Topic: It categorizes the data. Topics in Kafka are always subscribed by multiple consumers that subscribe to the data written to it.

Partition: Topics are further splited into partition for parallel processing.

Producer: Producer is responsible for publishing the data. It will push the data to the topics of their choice. The producer will choose which record to assign to which partition within the topic.

Consumer: Consumers will consume data from topics. A consumer will be a label with their consumer group. If the same topic has multiple consumers from different consumer group then each copy has been sent to each group of consumers.

Kafka has better throughput and has features like built-in partitioning, replication, and fault-tolerance which makes it the best solution for huge scale message or stream processing applications.

 

Apache Flume:

Apache Flume is a reliable, distributed, and available software for efficiently aggregating, collecting, and moving large amounts of log data. It has a flexible and simple architecture based on streaming data flows. It is written in java. It has its own query processing engine which makes it to transform each new batch of data before it is moved to the intended sink. It has a flexible design.

Apache Flume is a tool which is used to collect, aggregate and transfer data streams from different sources to a centralized data store such as HDFS (Hadoop Distributed File System). Flume is highly reliable, configurable and manageable distributed data collection service which is designed to gather streaming data from different web servers to HDFS. It is also an open source data collection service.

 

Apache Flume is based on streaming data flows and has a flexible architecture. Flume offers highly fault-tolerant, robust and reliable mechanism for fail-over and recovery with the capability to collect data in both batch and in stream modes. Flume’s capabilities are leveraged by enterprises to manage high volume streams of data to land in HDFS. For instance, data streams include application logs, sensors and machine data and social media, and so on.  These data, when landed in Hadoop, can be analyzed by running interactive queries in Apache Hive or serve as real-time data for business dashboards in Apache HBase. Some of the features include,

  • Gather data from multiple sources, and efficiently ingest into HDFS
  • A variety of source and destination types are supported
  • Flume can be easily customized, reliable, scalable and fault-tolerant
  • Can store data in any centralized store (eg., HDFS, HBase)

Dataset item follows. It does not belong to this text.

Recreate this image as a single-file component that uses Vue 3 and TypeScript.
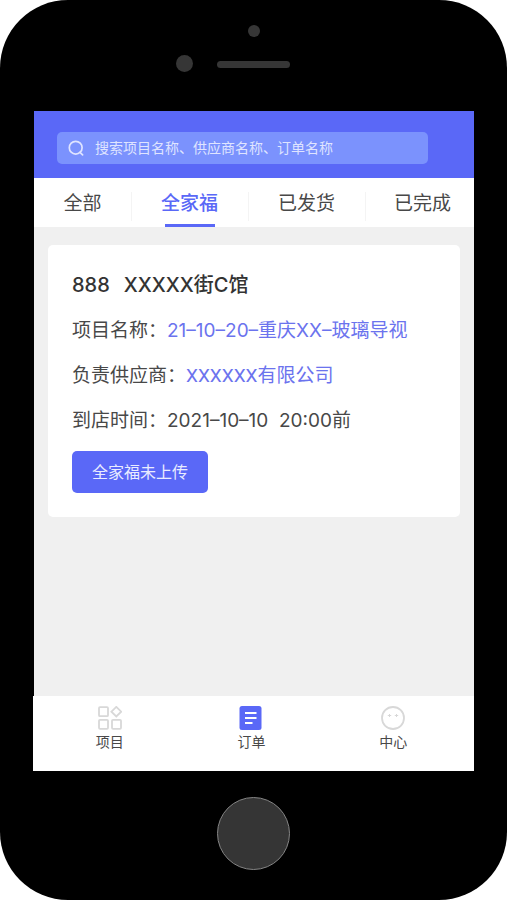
<script setup lang="ts">
import { ref } from 'vue'

interface Tab {
  id: string
  label: string
}

interface Field {
  label: string
  value: string
  kind: 'project' | 'company' | 'time'
}

const keyword = ref('')
const activeTab = ref('family')

const tabs: Tab[] = [
  { id: 'all', label: '全部' },
  { id: 'family', label: '全家福' },
  { id: 'shipped', label: '已发货' },
  { id: 'done', label: '已完成' },
]

const fields: Field[] = [
  { label: '项目名称：', value: '21–10–20–重庆XX–玻璃导视', kind: 'project' },
  { label: '负责供应商：', value: 'XXXXXX有限公司', kind: 'company' },
  { label: '到店时间：', value: '2021–10–10  20:00前', kind: 'time' },
]
</script>

<template>
  <div class="phone">
    <div class="phone-top">
      <span class="sensor"></span>
      <div class="speaker-row">
        <span class="camera"></span>
        <span class="speaker"></span>
      </div>
    </div>

    <div class="screen">
      <header class="header">
        <label class="search">
          <svg class="search-icon" viewBox="0 0 16 16" aria-hidden="true">
            <circle cx="7.7" cy="7.7" r="6.4" />
            <path d="M12 12.4L14.6 14.8" />
          </svg>
          <input
            v-model="keyword"
            class="search-input"
            type="text"
            aria-label="搜索"
            placeholder="搜索项目名称、供应商名称、订单名称"
          />
        </label>
      </header>

      <nav class="tabs">
        <button
          v-for="tab in tabs"
          :key="tab.id"
          type="button"
          class="tab"
          :class="{ active: tab.id === activeTab }"
          @click="activeTab = tab.id"
        >
          {{ tab.label }}
        </button>
      </nav>

      <main class="content">
        <article class="card">
          <h2 class="title">
            <span>888</span>
            <span>XXXXX街C馆</span>
          </h2>
          <dl class="fields">
            <div v-for="field in fields" :key="field.label" class="field">
              <dt>{{ field.label }}</dt>
              <dd :class="field.kind">{{ field.value }}</dd>
            </div>
          </dl>
          <button type="button" class="upload">全家福未上传</button>
        </article>
      </main>
    </div>

    <nav class="tabbar">
      <a class="item" href="#project">
        <svg class="icon" viewBox="0 0 24 24" aria-hidden="true">
          <g class="line">
            <rect x="1" y="1.2" width="9" height="9" rx="1" />
            <path d="M18.3 0.9L23.2 5.7L18.3 10.5L13.4 5.7Z" />
            <rect x="1" y="13.8" width="9" height="9" rx="1" />
            <rect x="14" y="13.8" width="9" height="9" rx="1" />
          </g>
        </svg>
        <span>项目</span>
      </a>
      <a class="item" href="#order">
        <svg class="icon" viewBox="0 0 24 24" aria-hidden="true">
          <rect class="solid" x="0.5" y="0" width="22" height="24" rx="2.5" />
          <path class="mark" d="M6 7H17.5M6 12H17.5M6 17H13.5" />
        </svg>
        <span>订单</span>
      </a>
      <a class="item" href="#center">
        <svg class="icon" viewBox="0 0 24 24" aria-hidden="true">
          <g class="line">
            <circle cx="12" cy="12" r="11" />
            <path d="M8.5 8V11M6.8 9.5H10.2M15.5 8V11M13.8 9.5H17.2" class="eyes" />
          </g>
        </svg>
        <span>中心</span>
      </a>
    </nav>

    <div class="phone-bottom">
      <button type="button" class="home" aria-label="Home"></button>
    </div>
  </div>
</template>

<style>
body {
  margin: 0;
  background: #fff;
}
</style>

<style scoped>
.phone {
  box-sizing: border-box;
  display: flex;
  flex-direction: column;
  min-height: 100vh;
  padding: 0 33px;
  border-radius: 68px;
  background: #000;
  color: #484848;
  font-family: Inter, "Noto Sans CJK SC", sans-serif;
}

button,
input {
  font-family: inherit;
}

button {
  cursor: pointer;
}

.phone-top {
  display: flex;
  flex-direction: column;
  align-items: center;
  gap: 18px;
  height: 86px;
  padding-top: 25px;
}

.sensor,
.camera {
  border-radius: 50%;
  background: #363636;
}

.sensor {
  width: 12px;
  height: 12px;
}

.speaker-row {
  display: flex;
  align-items: flex-end;
  gap: 24px;
  padding-right: 41px;
}

.camera {
  width: 17px;
  height: 17px;
}

.speaker {
  width: 73px;
  height: 7px;
  margin-bottom: 4px;
  border-radius: 4px;
  background: #363636;
}

.screen {
  display: flex;
  flex: 1;
  flex-direction: column;
  margin-left: 1px;
  background: #f0f0f0;
}

.header {
  padding: 21px 46px 14px 23px;
  background: #5a68f7;
}

.search {
  display: flex;
  align-items: center;
  gap: 11px;
  height: 32px;
  padding: 0 11px;
  border-radius: 5px;
  background: #7b92fd;
}

.search-icon {
  flex: none;
  width: 16px;
  height: 16px;
  fill: none;
  stroke: #dfe4ff;
  stroke-width: 1.7;
  stroke-linecap: round;
}

.search-input {
  flex: 1;
  min-width: 0;
  padding: 0;
  border: 0;
  outline: 0;
  background: transparent;
  color: #fff;
  font-size: 14px;
  line-height: 20px;
}

.search-input::placeholder {
  color: #dfe4ff;
  opacity: 1;
}

.tabs {
  display: grid;
  grid-template-columns: 97fr 117fr 117fr 109fr;
  height: 49px;
  background: #fff;
}

.tab {
  display: flex;
  position: relative;
  align-items: center;
  justify-content: center;
  padding: 2px 0 0;
  border: 0;
  background: none;
  color: #484848;
  font-size: 19px;
  line-height: 28px;
}

.tab + .tab::before {
  position: absolute;
  top: 14px;
  bottom: 6px;
  left: 0;
  width: 1px;
  background: #f4f4f4;
  content: "";
}

.tab:last-child {
  padding-left: 6px;
}

.tab.active {
  color: #5a68f7;
  font-weight: 500;
}

.tab.active::after {
  position: absolute;
  bottom: 0;
  left: 50%;
  width: 50px;
  height: 3px;
  margin-left: -25px;
  background: #5a68f7;
  content: "";
}

.content {
  flex: 1;
  padding: 18px 14px;
}

.card {
  padding: 24px;
  border-radius: 5px;
  background: #fff;
}

.title {
  display: flex;
  gap: 14px;
  margin: 0;
  color: #333;
  font-size: 20px;
  font-weight: 500;
  line-height: 32px;
}

.fields {
  display: flex;
  flex-direction: column;
  gap: 17px;
  margin: 16px 0;
}

.field {
  display: flex;
  font-size: 19px;
  line-height: 28px;
}

.field dd {
  margin: 0;
  white-space: pre-wrap;
}

.field .project,
.field .company {
  color: #6b73ee;
}

.field .company {
  font-family: Roboto, "Noto Sans CJK SC", sans-serif;
}

.upload {
  height: 42px;
  padding: 0 20px;
  border: 0;
  border-radius: 5px;
  background: #5a68f7;
  color: #e9ecff;
  font-size: 16px;
  line-height: 24px;
}

.tabbar {
  display: grid;
  grid-template-columns: repeat(3, 1fr);
  height: 75px;
  padding: 0 10px 0 6px;
  background: #fff;
}

.item {
  display: flex;
  flex-direction: column;
  align-items: center;
  gap: 2px;
  padding-top: 10px;
  color: #484848;
  font-size: 14px;
  line-height: 20px;
  text-decoration: none;
}

.icon {
  width: 24px;
  height: 24px;
}

.line {
  fill: none;
  stroke: #d8d8d8;
  stroke-width: 1.8;
}

.eyes {
  stroke-width: 1;
}

.solid {
  fill: #5a68f7;
}

.mark {
  fill: none;
  stroke: #fff;
  stroke-width: 2;
}

.phone-bottom {
  display: flex;
  justify-content: center;
  padding: 26px 0 30px;
}

.home {
  width: 73px;
  height: 73px;
  padding: 0;
  border: 1px solid #858585;
  border-radius: 50%;
  background: #353535;
}
</style>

Difference between Apache Kafka and Flume:

 

Below is a table of differences between Apache Kafka and Apache Flume:

Apache Kafka Apache Flume
Apache Kafka is a distributed data system. Apache Flume is a available, reliable, and distributed system.
It is optimized for ingesting and processing streaming data in real-time. It is efficiently collecting, aggregating and moving large amounts of log data from many different sources to a centralized data store.
It is basically working as a pull model. It is basically working as a push model .
It is easy to scale. It is not scalable in comparison with Kafka.
An fault-tolerant, efficient and scalable messaging system. It is specially designed for Hadoop.
It supports automatic recovery if resilient to node failure. You will lose events in the channel in case of flume-agent failure.
Kafka runs as a cluster which handles the incoming high volume data streams in the real time. Flume is a tool to collect log data from distributed web servers.
Kafka will treat each topic partition as an ordered set of messages. Flume can take in streaming data from the multiple sources for storage and analysis which use in Hadoop.

 

Conclusion:

In summary, Apache Kafka vs Flume offer reliable, distributed and fault-tolerant systems for aggregating and collecting large volumes of data from multiple streams and big data applications. Both Apache Kafka and Flume systems can be scaled and configured to suit different computing needs.  Kafka’s architecture provides fault-tolerance, but Flume can be tuned to ensure fail-safe operations.  Users planning to implement these systems must first understand the use case and implement appropriately to ensure high performance and realize full benefits.